With cash on the balance sheet of £1.3bn, it certainly looks to me as if the group has the financial firepower to hit this target. At the same time, the stock trades at a highly attractive forward earnings multiple (P/E) of 9.4. So, Persimmon is both an income champion and value stock.
Look past the problems
Galliford Try (LSE: GFRD) is another dirt-cheap income stock I believe could make a great addition to any portfolio.
Even though analysts have revised down their expectations for growth in 2018 and 2019, Galliford’s earnings per share are still expected to grow 12% in 2018 to 146p, and register a small, positive expansion next year.
Based on these estimates, shares in the homebuilding and regeneration group are trading at a forward P/E of 6.3 — the lowest valuation the market has awarded the company in over five years.
That said, analysts are expecting a slight downward revision of the group’s dividend this year. The City’s target is 77p, down 11% from last year’s 86p.
Still, even at the lower level, the payout is equivalent to a dividend yield of 8.4% and it’s also covered 1.9 times by earnings per share, leaving plenty of headroom if earnings contract.
As my Foolish colleague Harvey Jones recently noted Galliford isn’t without its problems, but management seems to have operational issues in hand, and the issues certainly don’t seem to justify the rock-bottom valuation.
Margin of safety
Shares in transport group Stagecoach (LSE: SGC) have taken a hammering after it was revealed that the company, and its partner Virgin Group, have taken a loss of more than £200m on their East Coast franchise, which operates intercity services between London Kings Cross and Scotland.
Now, analysts are expecting nothing but pain for the group for the next few years. City analysts reckon EPS could fall 18% in the year to 30 April, then by 11% and 9% in the two years that follow.
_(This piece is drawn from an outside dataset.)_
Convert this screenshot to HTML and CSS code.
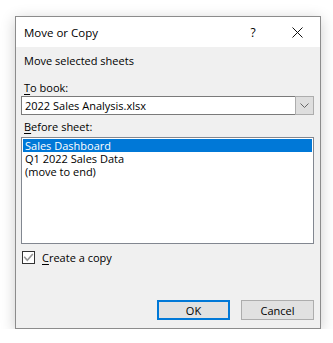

While it’s difficult to feel enthusiastic about Stagecoach’s falling earnings, the company’s dividend yield provides some solace as it currently stands at 8.3%.
And even though profits are set to slide, even the most pessimistic analyst forecasts suggest dividend cover will remain above 1.5 times for the next two years. With this being the case, it looks as if the payout is here to stay for the foreseeable future.
Moreover, while the company might not have the brightest growth outlook, the stock’s valuation of 7 times forward earnings (P/E) offers a wide margin of safety in my view.